Take a look at Figure 1 to see an example of the many potential sections in a sales proposal. Since this example models a response to an RFP (request for proposal), these sections were like required by the customer requesting the bid. The white, shaded, white pages related to the broad parts of a formal report. They are illustrative since the author determines specific sections needed based on report purpose company policy, and audience.

Front Sections of a Report

In formal reports, you may encounter introductory sections before the actual report itself. These “front sections” are important for establishing context and structure of the report for the reader. In some reports, such as sales situations or proposals, the entire report becomes part of a contract. These front sections aid in that function.

  • Transmittal letter
  • Cover page and Title Page
  • Table of Contents
  • Executive Summary

You will (or not) use these sections based on the context of your report, the information your audience needs, and your company’s policies.

Transmittal Letter

A transmittal letter is sent to the company or business leader who requested the report. This letter may be sent separately from the report. This letter can be printed (especially in situations where the report itself is a paper copy), or it can be sent as an email.

This letter describes the need for the report and the date of report completion. The letter includes the background of the project, a reference to the problem analysis, and outlines the procedure used to determine the recommendations presented.
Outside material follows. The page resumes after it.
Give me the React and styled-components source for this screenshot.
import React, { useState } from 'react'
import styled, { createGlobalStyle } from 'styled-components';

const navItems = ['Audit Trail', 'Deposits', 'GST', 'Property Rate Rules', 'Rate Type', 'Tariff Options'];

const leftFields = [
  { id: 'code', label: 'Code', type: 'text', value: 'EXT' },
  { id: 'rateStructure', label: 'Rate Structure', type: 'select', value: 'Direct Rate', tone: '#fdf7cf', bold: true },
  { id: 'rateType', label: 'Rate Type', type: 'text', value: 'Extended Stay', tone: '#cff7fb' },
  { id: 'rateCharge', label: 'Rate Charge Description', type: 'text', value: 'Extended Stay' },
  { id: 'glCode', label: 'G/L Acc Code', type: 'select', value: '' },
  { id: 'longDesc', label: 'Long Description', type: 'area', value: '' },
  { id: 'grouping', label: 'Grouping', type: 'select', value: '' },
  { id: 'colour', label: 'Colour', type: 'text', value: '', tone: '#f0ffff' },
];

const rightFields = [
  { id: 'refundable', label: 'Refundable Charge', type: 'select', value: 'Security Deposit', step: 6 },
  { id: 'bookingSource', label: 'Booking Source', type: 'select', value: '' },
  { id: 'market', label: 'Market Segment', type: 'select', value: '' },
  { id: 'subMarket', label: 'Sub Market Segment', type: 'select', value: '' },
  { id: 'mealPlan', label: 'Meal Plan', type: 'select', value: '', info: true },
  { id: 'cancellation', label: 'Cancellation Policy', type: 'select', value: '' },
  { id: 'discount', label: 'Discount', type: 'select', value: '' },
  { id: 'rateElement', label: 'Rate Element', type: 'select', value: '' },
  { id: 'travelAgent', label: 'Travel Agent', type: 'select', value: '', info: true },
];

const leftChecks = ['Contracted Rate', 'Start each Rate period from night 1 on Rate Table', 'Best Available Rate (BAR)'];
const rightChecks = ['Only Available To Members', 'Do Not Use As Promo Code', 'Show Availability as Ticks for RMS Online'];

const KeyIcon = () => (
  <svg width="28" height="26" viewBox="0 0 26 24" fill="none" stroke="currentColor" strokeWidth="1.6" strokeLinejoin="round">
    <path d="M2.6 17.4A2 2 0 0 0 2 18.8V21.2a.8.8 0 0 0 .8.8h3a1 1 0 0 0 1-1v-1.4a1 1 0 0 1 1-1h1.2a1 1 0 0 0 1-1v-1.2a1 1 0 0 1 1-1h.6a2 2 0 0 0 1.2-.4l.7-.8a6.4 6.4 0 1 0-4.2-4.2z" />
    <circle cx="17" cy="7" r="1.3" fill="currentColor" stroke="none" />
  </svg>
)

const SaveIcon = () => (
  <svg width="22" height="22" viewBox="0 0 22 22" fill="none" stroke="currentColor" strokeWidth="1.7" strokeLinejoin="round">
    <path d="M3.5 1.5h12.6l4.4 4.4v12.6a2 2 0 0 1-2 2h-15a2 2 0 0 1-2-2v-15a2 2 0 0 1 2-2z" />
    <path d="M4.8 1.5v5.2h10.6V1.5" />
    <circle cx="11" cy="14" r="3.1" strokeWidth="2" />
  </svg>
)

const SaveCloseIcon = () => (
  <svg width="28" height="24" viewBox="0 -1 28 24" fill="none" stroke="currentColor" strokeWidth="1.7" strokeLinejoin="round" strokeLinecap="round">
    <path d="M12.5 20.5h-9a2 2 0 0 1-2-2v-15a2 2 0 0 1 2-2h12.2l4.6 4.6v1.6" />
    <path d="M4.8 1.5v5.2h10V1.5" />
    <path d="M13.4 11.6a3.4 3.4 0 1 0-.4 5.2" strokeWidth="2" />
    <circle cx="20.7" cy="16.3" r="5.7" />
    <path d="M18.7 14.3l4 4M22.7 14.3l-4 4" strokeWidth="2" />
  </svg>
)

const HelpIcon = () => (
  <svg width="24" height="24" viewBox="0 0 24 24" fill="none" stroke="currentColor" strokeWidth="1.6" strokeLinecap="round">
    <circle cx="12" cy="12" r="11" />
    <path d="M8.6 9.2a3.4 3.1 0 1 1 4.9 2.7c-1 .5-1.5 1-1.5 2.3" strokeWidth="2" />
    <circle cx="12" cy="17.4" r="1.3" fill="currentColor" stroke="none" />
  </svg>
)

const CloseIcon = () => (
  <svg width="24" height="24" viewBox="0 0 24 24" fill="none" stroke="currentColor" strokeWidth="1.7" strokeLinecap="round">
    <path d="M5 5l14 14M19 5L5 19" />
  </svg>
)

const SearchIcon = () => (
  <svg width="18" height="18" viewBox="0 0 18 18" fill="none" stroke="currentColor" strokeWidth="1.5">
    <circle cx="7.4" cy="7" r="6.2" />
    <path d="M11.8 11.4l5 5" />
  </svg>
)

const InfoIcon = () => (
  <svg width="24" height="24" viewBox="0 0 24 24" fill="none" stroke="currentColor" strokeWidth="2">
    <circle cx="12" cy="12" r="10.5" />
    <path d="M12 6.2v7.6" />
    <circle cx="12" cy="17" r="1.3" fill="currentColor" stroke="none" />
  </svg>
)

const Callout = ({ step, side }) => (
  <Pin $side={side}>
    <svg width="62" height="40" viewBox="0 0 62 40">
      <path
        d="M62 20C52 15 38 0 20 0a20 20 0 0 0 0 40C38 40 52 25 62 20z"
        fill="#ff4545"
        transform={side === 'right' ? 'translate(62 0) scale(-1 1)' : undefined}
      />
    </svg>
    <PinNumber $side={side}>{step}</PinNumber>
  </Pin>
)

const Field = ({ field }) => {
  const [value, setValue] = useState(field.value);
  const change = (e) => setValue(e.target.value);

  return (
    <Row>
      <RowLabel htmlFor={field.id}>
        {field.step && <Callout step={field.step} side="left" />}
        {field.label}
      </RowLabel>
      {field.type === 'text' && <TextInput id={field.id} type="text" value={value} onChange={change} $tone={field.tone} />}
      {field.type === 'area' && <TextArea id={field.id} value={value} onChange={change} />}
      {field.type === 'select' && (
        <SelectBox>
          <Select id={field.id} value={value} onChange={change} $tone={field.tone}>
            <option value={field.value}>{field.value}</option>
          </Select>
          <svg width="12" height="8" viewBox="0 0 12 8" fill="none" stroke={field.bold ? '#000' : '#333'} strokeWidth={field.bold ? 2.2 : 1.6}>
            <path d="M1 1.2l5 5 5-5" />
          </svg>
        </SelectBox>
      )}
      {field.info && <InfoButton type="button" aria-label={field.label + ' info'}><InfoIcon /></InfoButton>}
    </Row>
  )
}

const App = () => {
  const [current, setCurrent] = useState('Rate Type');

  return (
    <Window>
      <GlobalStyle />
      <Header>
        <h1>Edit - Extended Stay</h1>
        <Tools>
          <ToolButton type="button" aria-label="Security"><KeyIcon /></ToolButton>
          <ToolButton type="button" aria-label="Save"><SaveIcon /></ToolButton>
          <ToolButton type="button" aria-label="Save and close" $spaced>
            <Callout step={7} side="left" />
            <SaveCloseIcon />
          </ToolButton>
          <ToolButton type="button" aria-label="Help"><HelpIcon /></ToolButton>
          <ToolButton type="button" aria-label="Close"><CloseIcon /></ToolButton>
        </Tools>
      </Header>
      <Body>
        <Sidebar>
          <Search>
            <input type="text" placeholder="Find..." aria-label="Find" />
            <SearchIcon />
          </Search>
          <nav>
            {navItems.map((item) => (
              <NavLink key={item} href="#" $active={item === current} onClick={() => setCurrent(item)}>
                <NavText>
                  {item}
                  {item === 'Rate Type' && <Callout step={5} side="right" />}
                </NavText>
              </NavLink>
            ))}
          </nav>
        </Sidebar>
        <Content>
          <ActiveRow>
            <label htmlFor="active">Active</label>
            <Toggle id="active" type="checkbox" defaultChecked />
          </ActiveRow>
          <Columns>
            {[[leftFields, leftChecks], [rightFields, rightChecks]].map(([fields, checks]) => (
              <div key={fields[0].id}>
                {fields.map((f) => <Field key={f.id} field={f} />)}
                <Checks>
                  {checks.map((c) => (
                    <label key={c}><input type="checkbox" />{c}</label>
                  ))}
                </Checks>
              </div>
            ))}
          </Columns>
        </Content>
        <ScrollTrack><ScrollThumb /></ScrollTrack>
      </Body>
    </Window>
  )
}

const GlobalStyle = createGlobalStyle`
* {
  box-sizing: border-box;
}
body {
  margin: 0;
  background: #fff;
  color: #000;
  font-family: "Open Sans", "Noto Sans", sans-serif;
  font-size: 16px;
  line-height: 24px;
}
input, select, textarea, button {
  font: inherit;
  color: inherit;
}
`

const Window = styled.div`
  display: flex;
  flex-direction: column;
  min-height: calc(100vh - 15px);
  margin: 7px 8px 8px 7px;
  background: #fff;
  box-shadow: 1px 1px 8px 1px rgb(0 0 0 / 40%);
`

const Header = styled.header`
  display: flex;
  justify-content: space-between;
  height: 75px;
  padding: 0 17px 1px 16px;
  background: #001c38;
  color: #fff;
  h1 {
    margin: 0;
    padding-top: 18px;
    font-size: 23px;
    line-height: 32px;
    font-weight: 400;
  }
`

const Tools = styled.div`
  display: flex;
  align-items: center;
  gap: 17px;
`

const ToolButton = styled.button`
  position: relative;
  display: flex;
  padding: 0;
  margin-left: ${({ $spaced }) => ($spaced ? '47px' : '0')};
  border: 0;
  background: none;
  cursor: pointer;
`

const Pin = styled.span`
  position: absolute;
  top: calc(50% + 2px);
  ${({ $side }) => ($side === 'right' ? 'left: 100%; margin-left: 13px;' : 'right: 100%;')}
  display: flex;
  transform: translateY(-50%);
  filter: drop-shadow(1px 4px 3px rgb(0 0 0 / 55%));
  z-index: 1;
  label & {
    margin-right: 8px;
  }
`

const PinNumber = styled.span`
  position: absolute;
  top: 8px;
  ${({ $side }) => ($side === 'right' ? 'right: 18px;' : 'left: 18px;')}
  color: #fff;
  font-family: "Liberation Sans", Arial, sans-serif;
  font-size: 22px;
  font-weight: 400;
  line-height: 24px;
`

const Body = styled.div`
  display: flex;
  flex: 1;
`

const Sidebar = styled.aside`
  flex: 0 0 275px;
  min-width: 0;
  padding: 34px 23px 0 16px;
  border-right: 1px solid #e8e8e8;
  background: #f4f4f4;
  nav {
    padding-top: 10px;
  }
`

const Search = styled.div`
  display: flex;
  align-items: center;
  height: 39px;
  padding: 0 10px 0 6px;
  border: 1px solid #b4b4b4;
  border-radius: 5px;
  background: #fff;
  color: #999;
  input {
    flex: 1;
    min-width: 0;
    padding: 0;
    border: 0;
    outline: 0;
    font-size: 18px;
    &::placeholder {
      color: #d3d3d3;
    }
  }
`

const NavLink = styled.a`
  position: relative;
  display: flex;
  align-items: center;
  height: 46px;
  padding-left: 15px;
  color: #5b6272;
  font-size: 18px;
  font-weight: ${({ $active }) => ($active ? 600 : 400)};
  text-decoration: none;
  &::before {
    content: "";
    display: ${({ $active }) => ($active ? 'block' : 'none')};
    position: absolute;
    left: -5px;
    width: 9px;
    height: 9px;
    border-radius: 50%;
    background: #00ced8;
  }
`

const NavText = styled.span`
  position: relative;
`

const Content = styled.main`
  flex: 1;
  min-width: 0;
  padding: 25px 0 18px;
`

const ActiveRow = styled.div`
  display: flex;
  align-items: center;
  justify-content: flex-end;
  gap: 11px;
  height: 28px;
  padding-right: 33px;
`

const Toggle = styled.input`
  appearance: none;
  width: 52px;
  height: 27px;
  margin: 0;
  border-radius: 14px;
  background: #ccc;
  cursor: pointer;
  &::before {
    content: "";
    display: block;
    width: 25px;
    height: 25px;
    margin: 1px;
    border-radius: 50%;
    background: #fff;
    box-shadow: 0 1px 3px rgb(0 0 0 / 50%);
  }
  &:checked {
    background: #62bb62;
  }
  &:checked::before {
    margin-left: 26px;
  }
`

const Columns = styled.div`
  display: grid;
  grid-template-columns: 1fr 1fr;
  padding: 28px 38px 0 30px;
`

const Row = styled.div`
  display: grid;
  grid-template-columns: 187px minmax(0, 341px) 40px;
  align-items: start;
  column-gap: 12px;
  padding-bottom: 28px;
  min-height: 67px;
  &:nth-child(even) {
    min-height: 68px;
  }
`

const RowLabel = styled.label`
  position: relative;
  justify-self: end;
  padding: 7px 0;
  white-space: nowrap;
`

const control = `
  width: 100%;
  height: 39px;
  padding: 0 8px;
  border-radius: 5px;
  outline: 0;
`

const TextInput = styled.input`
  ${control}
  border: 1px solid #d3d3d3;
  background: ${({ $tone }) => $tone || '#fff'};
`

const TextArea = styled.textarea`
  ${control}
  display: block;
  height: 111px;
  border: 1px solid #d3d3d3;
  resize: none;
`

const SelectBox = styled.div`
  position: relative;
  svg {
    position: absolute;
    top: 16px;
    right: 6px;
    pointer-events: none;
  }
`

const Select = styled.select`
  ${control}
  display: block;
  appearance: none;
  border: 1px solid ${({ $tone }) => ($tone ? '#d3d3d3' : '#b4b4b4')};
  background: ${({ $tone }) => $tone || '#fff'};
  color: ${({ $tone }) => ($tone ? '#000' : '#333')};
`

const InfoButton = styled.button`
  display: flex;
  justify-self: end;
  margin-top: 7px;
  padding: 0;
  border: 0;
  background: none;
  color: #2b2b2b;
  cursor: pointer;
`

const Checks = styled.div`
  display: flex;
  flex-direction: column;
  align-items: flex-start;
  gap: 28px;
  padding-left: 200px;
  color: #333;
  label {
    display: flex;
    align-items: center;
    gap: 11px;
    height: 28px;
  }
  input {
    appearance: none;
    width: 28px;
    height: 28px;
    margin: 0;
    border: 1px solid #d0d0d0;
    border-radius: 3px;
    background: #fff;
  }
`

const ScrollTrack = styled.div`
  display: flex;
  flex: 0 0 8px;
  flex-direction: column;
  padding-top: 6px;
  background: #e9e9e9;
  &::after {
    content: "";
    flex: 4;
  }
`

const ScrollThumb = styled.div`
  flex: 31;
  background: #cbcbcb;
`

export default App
It is most frequently used with reports created by one company and submitted to another, such as those associated with a sales situation. This letter can be used in both informational and analytical reports.

This letter should be formatted as a standard business letter (as discussed in Module 2: Writing in Business). It is frequently signed by an officer of the sending company to emphasize the formality of the document and potentially establish legal formality. Pay careful attention to company policy and legal advice. It’s also important to note that some companies prefer this same information in another format within the report.

This report is an analysis of a recent study conducted in Ann Arbor, Michigan, on the effectiveness of employing energy-efficient building strategies to minimize energy consumption and costs in a residential home. Using software technologies, the home was modeled to create two scenarios: an energy-efficient home and a standard home. This report details how the study found the energy-efficient home to be both cost efficient and effective at decreasing energy consumption. Such advances might prove to b the catalyst that the housing market needs to spur builders into a new era of home construction.